Consider a dynamic paginated web page of your local cinema. It's HTML could look like that:
<html>
<head>
<title>The Local Cinema</title>
<script>
// a script that performs AJAX requests to dynamically load
// and display new pages, depending on the users clicks
</script>
</head>
<body>
<h1>The Local Cinema - Today's Program</h1>
<ul id="movies">
<li>Ride Along</li>
<li>Frozen</li>
...
</ul>
<div id="paginator">
<a href="#">previous</a>
<span>2</span>
<a href="#">next</a>
</div>
</body>
</html>
So how would we extract all movie titles of this site? Let's just do as we would while viewing in a browser. Open the browser (createPage
), go to the cinema site (loadPage
), wait until it is done loading (waitForData
) and take in the information of the current page (extractData
). If there is a "next" button, we would click it (clickOnNext
) and then we would have to wait again until it is loaded (waitForData
). Otherwise, if there is no "next" button, we would have seen all pages, and we would be done (final
). These natural steps can easily be transformed into a state machine. The corresponding crawler-script could be implemented as follows:
// load dependencies
var sm = require('../lib/sm');
var u = require('../lib/util');
// define the crawler state machine
var crawler = sm.machine([
{
name: "createPage",
onentry: u.createPage
},
{
name: "loadPage",
onentry: u.loadPage('http://localhost:10000/cinema/')
},
{
name: "waitForData",
onentry: u.wait(1000)
},
{
name: "extractData",
onentry: u.extractData(
// second: store extracted data, concat into existing context
function (context, data) {
context.titles = context.titles || [];
context.titles = context.titles.concat(data);
},
// first: extract titles, executed in page's context
function () {
return jQuery('#movies li').map(function () {
return $(this).text();
}).toArray();
})
},
{
name: "clickOnNext",
onentry: u.execute(function () { // executed in page's context
// find next button ...
var element = jQuery('#paginator a:contains("next")').get(0);
if (!element)
return 'no next';
// ... and click it
var event = document.createEvent('MouseEvents');
event.initEvent('click', true, true);
element.dispatchEvent(event);
return 'next'; // the state's return can select a transition
}),
transitions: [
["next", "waitForData"], // transition to previous state if next button exists
["no next", "final"]
]
},
{ name: "final" }
]);
// run the crawler
crawler({}, function (event, context) {
console.log(JSON.stringify(context.titles));
phantom.exit();
});
This will print the titles of all movies gathered from the individual pages of the cinema site. It wasn't that painful even though parts of the page were dynamically created and updated.
But don't you also want to know more details, such as the movie's description or it's genres? See the examples
folder how you could include a lookup at a movie-database to also extract that information.
And how could I use the crawling capabilities from my favorite language? A crawler can easily be exposed as a web service. Then you just send a HTTP request to trigger it. See the examples
folder on how to implement this.
- Download PhantomJS
Get a build from their download page.
- Get the
web-crawler
scripts
git clone https://github.com/FelixHoer/web-crawler.git
- Run your script that uses the
web-crawler
/path/to/bin/phantomjs your-script.js
In general, a state machine consists of one start state, transitions between the states and at least one final state.
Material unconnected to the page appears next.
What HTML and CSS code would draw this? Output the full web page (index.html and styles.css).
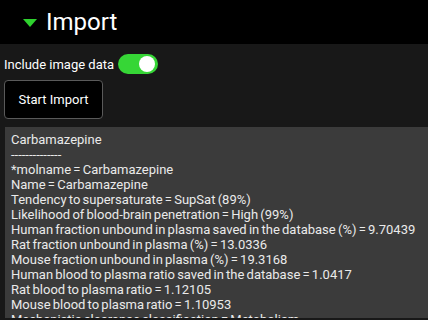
FILE: index.html
```html
<!DOCTYPE html>
<html lang="en">
<head>
    <meta charset="UTF-8">
    <title>Import</title>
    <link rel="stylesheet" href="styles.css">
</head>
<body>
    <div class="header">
        <span class="caret"></span>
        <h1>Import</h1>
    </div>
    <div class="panel">
        <div class="option">
            <span>Include image data</span>
            <span class="toggle on"><span class="knob"></span></span>
        </div>
        <button class="start">Start Import</button>
        <div class="log">Carbamazepine
--------------
*molname = Carbamazepine
Name = Carbamazepine
Tendency to supersaturate = SupSat (89%)
Likelihood of blood-brain penetration = High (99%)
Human fraction unbound in plasma saved in the database (%) = 9.70439
Rat fraction unbound in plasma (%) = 13.0336
Mouse fraction unbound in plasma (%) = 19.3168
Human blood to plasma ratio saved in the database = 1.0417
Rat blood to plasma ratio = 1.12105
Mouse blood to plasma ratio = 1.10953
Mechanistic clearance classification = Metabolism</div>
    </div>
</body>
</html>
```

FILE: styles.css
```css
body {
    margin: 0;
    background: #181818;
    color: #fff;
    font-family: Roboto, "Liberation Sans", sans-serif;
    font-size: 13px;
    overflow: hidden;
}

.header {
    height: 44px;
    background: #000;
    display: flex;
    align-items: center;
    padding-left: 23px;
}

.caret {
    width: 0;
    height: 0;
    border-left: 7px solid transparent;
    border-right: 7px solid transparent;
    border-top: 8px solid #2ed12e;
    margin-right: 9px;
    margin-top: 2px;
}

h1 {
    margin: 0;
    font-size: 24px;
    font-weight: normal;
}

.panel {
    padding: 10px 0 0 4px;
}

.option {
    display: flex;
    align-items: center;
    gap: 4px;
    height: 20px;
}

.toggle {
    width: 40px;
    height: 20px;
    border-radius: 10px;
    background: #36d636;
    position: relative;
}

.toggle .knob {
    position: absolute;
    right: 3px;
    top: 2px;
    width: 16px;
    height: 16px;
    border-radius: 50%;
    background: #fff;
}

.start {
    display: block;
    margin-top: 6px;
    width: 99px;
    height: 39px;
    background: #000;
    color: #fff;
    border: 1px solid #5a5a5a;
    border-radius: 4px;
    font-family: inherit;
    font-size: 13px;
}

.log {
    margin: 8px 0 0 1px;
    height: 186px;
    padding: 5px 0 0 6px;
    background: #3b3b3b;
    color: #eaeaea;
    white-space: pre;
    line-height: 15px;
    word-spacing: -1px;
    overflow: hidden;
}
```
In this implementation when a state is entered, a function is called (onentry
). If there are multiple outgoing transitions from a state, one can be selected by the output of the onentry
function. For convenience, there is always a default transition to the next state in the list, that is taken if no other transition matches.
A state is represented as a object with the following keys:
name
String
(optional): a name for the state.onentry
function(context, done)
(optional): this function is called when the state machine transitions into this state.context
any type
: a context object, as described below.done
function(event)
: a function that has to be called in the onentry-function to signify that the function has fulfilled it's purpose.
transitions
[]
: an array of transition-objects, which may look as follows:[event, state-name]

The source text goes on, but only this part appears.